A good way, I think, to understand all this is to recall the feast we celebrated last Sunday: the feast of the Body and Blood of the Lord. We know that when we receive the Eucharist, as so many of us will do this morning, we are united with Christ whose body and blood we receive. We become one with him and, of course, also one with each other because we all receive the body of Christ and in that way all become together the body of Christ which we call the Church. We are a kingdom of priests because we are all drawn into communion with Jesus who is the one and only priest: He shares everything with us, including and especially His priesthood.
But then, of course, we must ask ourselves what it means for Jesus to be a priest - and as we come to understand what this means, we will come to understand what it means for us together to be a priestly people because Jesus shares that priesthood with us.
As a faithful Jew, Jesus understood that the role of priests was to offer sacrifice as a way of demonstrating the desire of God’s people to be united in faith and love with Him. And because people so often fail to live in faith and love, the offering of a sacrifice was a sign of repentance, of turning our backs on all that is separating us from God. In the Jewish tradition of Jesus’s time, what was offered was a burnt offering of a lamb or a calf or the first fruit of the harvest. Jesus transformed this into a new kind of sacrifice when He offered Himself. We see the culmination of this self-gift when Jesus dies on the Cross, but in reality, his whole life was a self-offering, a self-giving for the sake of others. It is this self-offering, lived out in every moment of his life, and ultimately in his death, which makes Jesus a priest, and because we share in His one priesthood, the Lord is asking the same from us: to live our lives each day as a gift for the sake of others. This is the heart of a priestly life; it is the heart of a priestly attitude to others; it is the essence of Christian discipleship.
This is a high calling. It is a demanding vocation. It is a call to live in such a way as to be able to say, as Saint Paul once said, I no longer live for it is Christ who lives in me.

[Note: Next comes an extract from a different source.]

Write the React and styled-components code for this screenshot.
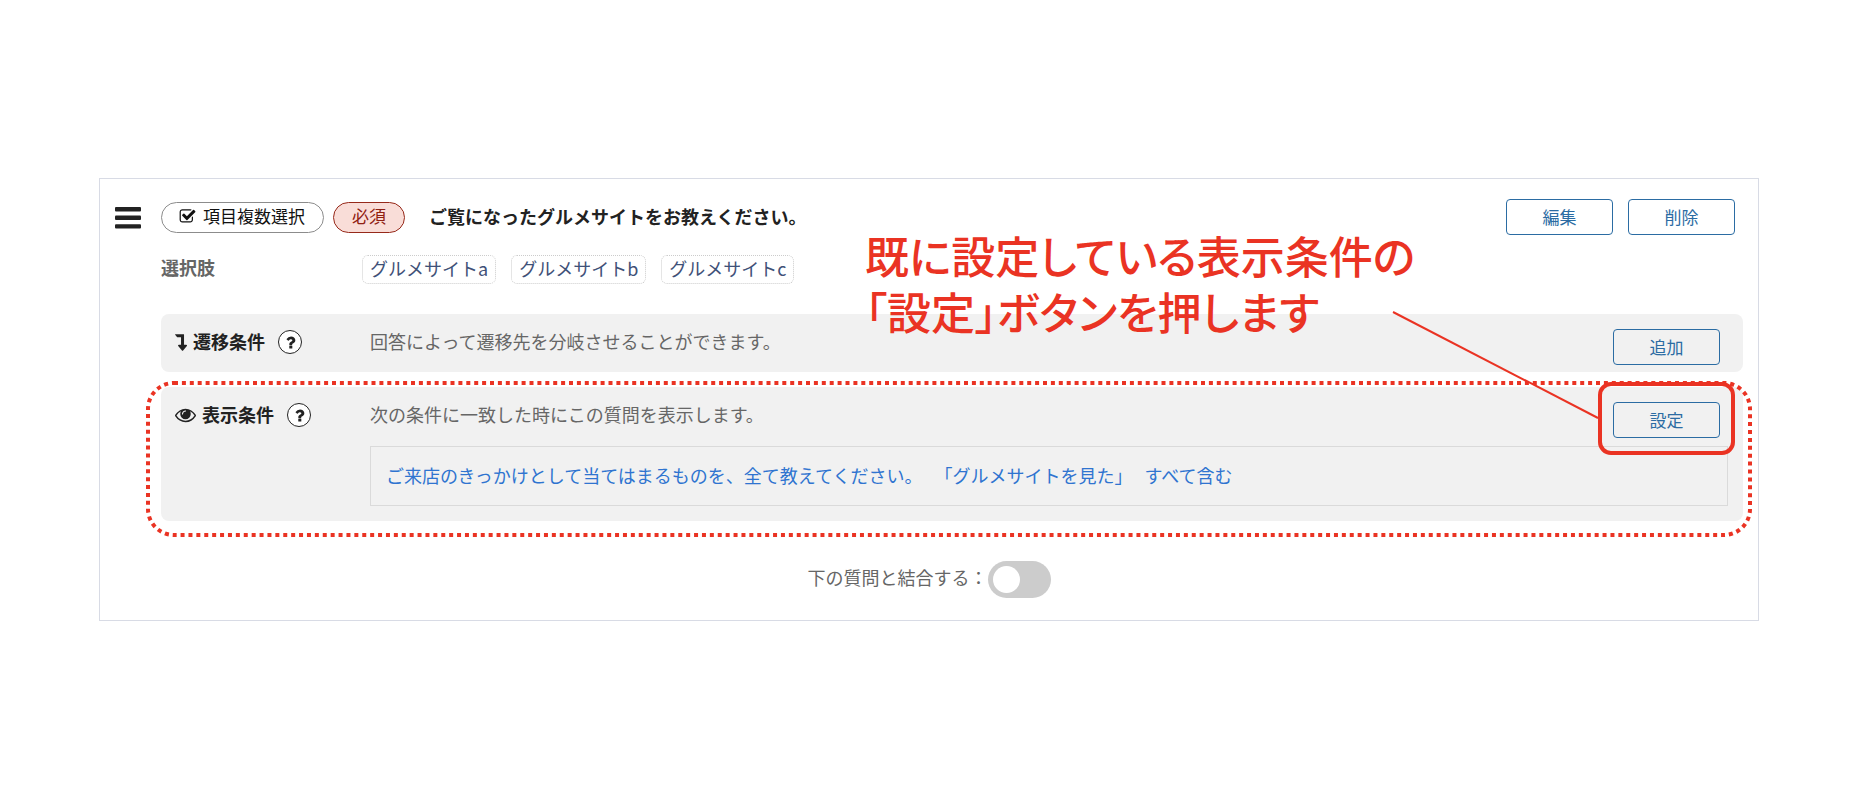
import styled, { createGlobalStyle } from "styled-components";

const GlobalStyle = createGlobalStyle`
  * {
    box-sizing: border-box;
  }
  body {
    margin: 0;
    background-color: #ffffff;
    color: #222222;
    font-family: "Noto Sans CJK JP", sans-serif;
    font-size: 18px;
    line-height: 24px;
  }
  button, input {
    font-family: inherit;
    margin: 0;
  }
`;

const Page = styled.main`
  padding: 178px 97px 40px 99px;
`;
const Card = styled.section`
  position: relative;
  display: flex;
  align-items: flex-start;
  padding: 20px 15px 22px;
  border: 1px solid #d8dbe5;
`;
const Handle = styled.button`
  display: flex;
  align-items: center;
  width: 46px;
  height: 38px;
  flex-shrink: 0;
  padding: 0;
  border: 0;
  background: none;
  color: #222222;
  cursor: grab;
`;
const Body = styled.div`
  flex: 1;
  min-width: 0;
`;
const Header = styled.header`
  display: flex;
  align-items: center;
  height: 36px;
`;
const Pill = styled.span`
  display: flex;
  align-items: center;
  gap: 7px;
  height: 31px;
  margin-right: 9px;
  padding: 0 18px 2px 17px;
  border: 1px solid #8c8c8c;
  border-radius: 16px;
  color: #111111;
  font-size: 17px;
  white-space: nowrap;
  &.required {
    padding: 0 18px 2px;
    border-color: #96291a;
    background-color: #f9ddd8;
    color: #8f2012;
  }
`;
const Title = styled.h2`
  margin: 0 0 0 15px;
  padding-bottom: 2px;
  font-size: 18px;
  font-weight: 700;
`;
const Actions = styled.div`
  display: flex;
  gap: 15px;
  margin-left: auto;
  margin-right: 8px;
`;
const OutlineButton = styled.button`
  width: 107px;
  height: 36px;
  padding: 0;
  border: 1px solid #2b6ca3;
  border-radius: 4px;
  background-color: ${(props) => (props.$plain ? "transparent" : "#ffffff")};
  color: #2b6ca3;
  font-size: 17px;
  line-height: 24px;
  cursor: pointer;
`;
const Choices = styled.div`
  display: flex;
  margin: 20px 0 30px;
`;
const ChoicesLabel = styled.div`
  width: 201px;
  color: #666666;
  font-weight: 700;
`;
const ChoiceList = styled.ul`
  display: flex;
  gap: 15px;
  margin: 0;
  padding: 0;
  list-style: none;
`;
const Choice = styled.li`
  height: 29px;
  padding: 0 7px;
  border: 1px dotted #cccccc;
  border-radius: 6px;
  color: #3f5178;
`;
const Panel = styled.div`
  position: relative;
  display: grid;
  grid-template-columns: 195px 1fr auto;
  align-items: start;
  row-gap: 8px;
  margin-bottom: 15px;
  padding: 15px 15px ${(props) => (props.$tall ? "15px" : "7px")} 14px;
  border-radius: 8px;
  background-color: #f1f1f1;
`;
const PanelLabel = styled.div`
  display: flex;
  align-items: center;
  height: 26px;
  gap: 6px;
`;
const PanelName = styled.h3`
  margin: 0;
  padding-bottom: 2px;
  font-size: 18px;
  font-weight: 700;
`;
const Help = styled.button`
  display: flex;
  align-items: center;
  justify-content: center;
  width: 24px;
  height: 24px;
  margin-left: 7px;
  padding: 0;
  border: 1px solid #222222;
  border-radius: 50%;
  background-color: #ffffff;
  color: #222222;
`;
const Description = styled.p`
  justify-self: start;
  margin: 0;
  color: #666666;
`;
const PanelAction = styled.div`
  position: relative;
  height: 36px;
  margin-right: 8px;
`;
const Condition = styled.a`
  grid-column: 2 / 4;
  display: flex;
  align-items: center;
  gap: 12px;
  height: 60px;
  padding: 0 15px 2px;
  border: 1px solid #dadada;
  color: #2f74d0;
  text-decoration: none;
`;
const Merge = styled.label`
  display: flex;
  align-items: center;
  width: fit-content;
  margin: 40px auto 0;
  /* centres on the card, not on the body beside the handle */
  padding-right: 46px;
  color: #666666;
`;
const MergeText = styled.span`
  padding-bottom: 6px;
`;
const Toggle = styled.input`
  appearance: none;
  width: 63px;
  height: 37px;
  padding: 5px;
  border-radius: 19px;
  background-color: #cccccc;
  cursor: pointer;
  &::before {
    content: "";
    display: block;
    width: 27px;
    height: 27px;
    border-radius: 50%;
    background-color: #ffffff;
  }
  &:checked {
    background-color: #2b6ca3;
  }
  &:checked::before {
    margin-left: auto;
  }
`;

/* red guide marks drawn over the form */
const Note = styled.p`
  position: absolute;
  top: 48px;
  left: 765px;
  margin: 0;
  color: #ea3323;
  font-size: 44px;
  font-weight: 500;
  line-height: 56px;
  font-feature-settings: "palt";
  white-space: nowrap;
  pointer-events: none;
`;
const DottedFrame = styled.svg`
  position: absolute;
  top: -6px;
  left: -15px;
  width: calc(100% + 24px);
  height: calc(100% + 22px);
  pointer-events: none;
  rect {
    width: calc(100% - 4px);
    height: calc(100% - 4px);
  }
`;
const ButtonFrame = styled.div`
  position: absolute;
  top: -20px;
  right: -15px;
  bottom: -17px;
  left: -15px;
  border: 4px solid #ea3323;
  border-radius: 13px;
  pointer-events: none;
`;
const Pointer = styled.svg`
  position: absolute;
  top: -92px;
  right: 121px;
  pointer-events: none;
`;

const BarsIcon = () => (
  <svg width="26" height="22" viewBox="0 0 26 22" fill="currentColor" aria-hidden="true">
    <rect width="26" height="4.4" rx="1" />
    <rect y="8.6" width="26" height="4.4" rx="1" />
    <rect y="17.2" width="26" height="4.4" rx="1" />
  </svg>
);
const CheckIcon = () => (
  <svg width="17" height="17" viewBox="0 0 1792 1792" fill="currentColor" aria-hidden="true">
    <path d="M1472 930v318q0 119-84.500 203.500t-203.500 84.500h-832q-119 0-203.500-84.500t-84.500-203.500v-832q0-119 84.500-203.500t203.500-84.500h832q63 0 117 25 15 7 18 23 3 17-9 29l-49 49q-10 10-23 10-3 0-9-2-23-6-45-6h-832q-66 0-113 47t-47 113v832q0 66 47 113t113 47h832q66 0 113-47t47-113v-254q0-13 9-22l64-64q10-10 23-10 6 0 12 3 20 8 20 29zm231-489l-814 814q-24 24-57 24t-57-24l-430-430q-24-24-24-57t24-57l110-110q24-24 57-24t57 24l263 263 647-647q24-24 57-24t57 24l110 110q24 24 24 57t-24 57z" />
  </svg>
);
const BranchIcon = () => (
  <svg width="12" height="21" viewBox="384 -64 1024 1792" fill="currentColor" aria-hidden="true">
    <path d="M418 128h704q13 0 22.500 9.500t9.500 23.500v863h192q40 0 58 37 17 37-9 68l-320 384q-18 22-49 22t-49-22l-320-384q-26-31-9-68 18-37 58-37h192v-640h-320q-14 0-25-11l-160-192q-13-14-4-34 9-19 29-19z" />
  </svg>
);
const EyeIcon = () => (
  <svg width="21" height="21" viewBox="0 64 1792 1792" fill="currentColor" aria-hidden="true">
    <path d="M1664 960q-152-236-381-353 61 104 61 225 0 185-131.500 316.500t-316.500 131.500-316.500-131.500-131.500-316.500q0-121 61-225-229 117-381 353 133 205 333.500 326.500t434.500 121.500 434.500-121.500 333.500-326.500zm-720-384q0-20-14-34t-34-14q-125 0-214.500 89.500t-89.500 214.500q0 20 14 34t34 14 34-14 14-34q0-86 61-147t147-61q20 0 34-14t14-34zm848 384q0 34-20 69-140 230-376.500 368.500t-499.500 138.500-499.500-139-376.500-368q-20-35-20-69t20-69q140-229 376.500-368t499.500-139 499.500 139 376.500 368q20 35 20 69z" />
  </svg>
);
const QuestionIcon = () => (
  <svg width="17" height="17" viewBox="0 0 1792 1792" fill="currentColor" aria-hidden="true">
    <path d="M1088 1256v240q0 16-12 28t-28 12h-240q-16 0-28-12t-12-28v-240q0-16 12-28t28-12h240q16 0 28 12t12 28zm316-600q0 54-15.500 101t-35 76.500-55 59.500-57.500 43.500-61 35.500q-41 23-68.500 65t-27.500 67q0 17-12 32.500t-28 15.500h-240q-15 0-25.500-18.500t-10.500-37.500v-45q0-83 65-156.500t143-108.500q59-27 84-56t25-76q0-42-46.500-74t-107.500-32q-65 0-108 29-35 25-107 115-13 16-31 16-12 0-25-8l-164-125q-13-10-15.500-25t5.500-28q160-266 464-266 80 0 161 31t146 83 106 127.500 41 158.500z" />
  </svg>
);

const choices = ["グルメサイトa", "グルメサイトb", "グルメサイトc"];

export default function App() {
  return (
    <Page>
      <GlobalStyle />
      <Card>
        <Handle type="button" aria-label="並べ替え">
          <BarsIcon />
        </Handle>
        <Body>
          <Header>
            <Pill>
              <CheckIcon />
              項目複数選択
            </Pill>
            <Pill className="required">必須</Pill>
            <Title>ご覧になったグルメサイトをお教えください。</Title>
            <Actions>
              <OutlineButton type="button">編集</OutlineButton>
              <OutlineButton type="button">削除</OutlineButton>
            </Actions>
          </Header>
          <Choices>
            <ChoicesLabel>選択肢</ChoicesLabel>
            <ChoiceList>
              {choices.map((choice) => (
                <Choice key={choice}>{choice}</Choice>
              ))}
            </ChoiceList>
          </Choices>
          <Panel>
            <PanelLabel>
              <BranchIcon />
              <PanelName>遷移条件</PanelName>
              <Help type="button" aria-label="遷移条件のヘルプ">
                <QuestionIcon />
              </Help>
            </PanelLabel>
            <Description>回答によって遷移先を分岐させることができます。</Description>
            <PanelAction>
              <OutlineButton type="button" $plain>追加</OutlineButton>
            </PanelAction>
          </Panel>
          <Panel $tall>
            <PanelLabel>
              <EyeIcon />
              <PanelName>表示条件</PanelName>
              <Help type="button" aria-label="表示条件のヘルプ">
                <QuestionIcon />
              </Help>
            </PanelLabel>
            <Description>次の条件に一致した時にこの質問を表示します。</Description>
            <PanelAction>
              <OutlineButton type="button" $plain>設定</OutlineButton>
              <ButtonFrame />
              <Pointer width="208" height="110" viewBox="0 0 208 110" aria-hidden="true">
                <path d="M2 2L207 108" stroke="#ea3323" strokeWidth="2" />
              </Pointer>
            </PanelAction>
            <Condition href="#condition">
              <span>ご来店のきっかけとして当てはまるものを、全て教えてください。</span>
              <span>「グルメサイトを見た」</span>
              <span>すべて含む</span>
            </Condition>
            <DottedFrame aria-hidden="true">
              <rect x="2" y="2" rx="26" fill="none" stroke="#ea3323" strokeWidth="4" strokeDasharray="4 3.9" />
            </DottedFrame>
          </Panel>
          <Merge>
            <MergeText>下の質問と結合する：</MergeText>
            <Toggle type="checkbox" />
          </Merge>
        </Body>
        <Note>
          既に設定している表示条件の
          <br />
          「設定」ボタンを押します
        </Note>
      </Card>
    </Page>
  );
}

In asking us, as His disciples, to live this way, the Lord seems to be asking the impossible - except that the Lord in asking this of us gives us everything we need, and which we can’t create for ourselves, to respond faithfully to Him. And it is here that the role of the ordained priest, the role in the case of this parish of Father CJ, becomes clear. Our priests are called to put themselves totally at our service in order that through them the Lord can enable us to be faithful to all he is asking of us. Priests do this in three key ways: firstly, by celebrating the sacraments through which the grace of Christ flows steadily into us, strengthening and healing and renewing us, so that even when we stumble and fall we are picked up again through God’s sacraments of love; secondly, by being, in the daily living of their lives with generosity and fidelity, living signs of the presence of Jesus among us as our Good Shepherd; and thirdly, by devoting themselves completely and unreservedly to this mission in the Lord’s Church, even to the point of choosing a life of celibate chastity, of gospel simplicity and of obedience to their bishop and, through him, to God.
This is what we are celebrating today. This is what we are grateful to God for this morning: the gift of faith which opens our hearts and our lives to God and fills us with hope; the gift of our brothers and sisters in faith which reminds us that we do not journey to God alone but always in company with all those who, like us, are doing our best to be faithful to the Lord in the midst of our challenges and difficulties; and the gift of Jesus Himself who, through those whom He calls to the ordained priesthood, remains present with us as our Good Shepherd, keeping us safe and enabling us to be all that, without our Good Shepherd, we could never hope to be.
Thank you, Father CJ, for your own faith, your own generosity, and your willingness to put yourself at our service so that together we can all be the people God is calling us to be.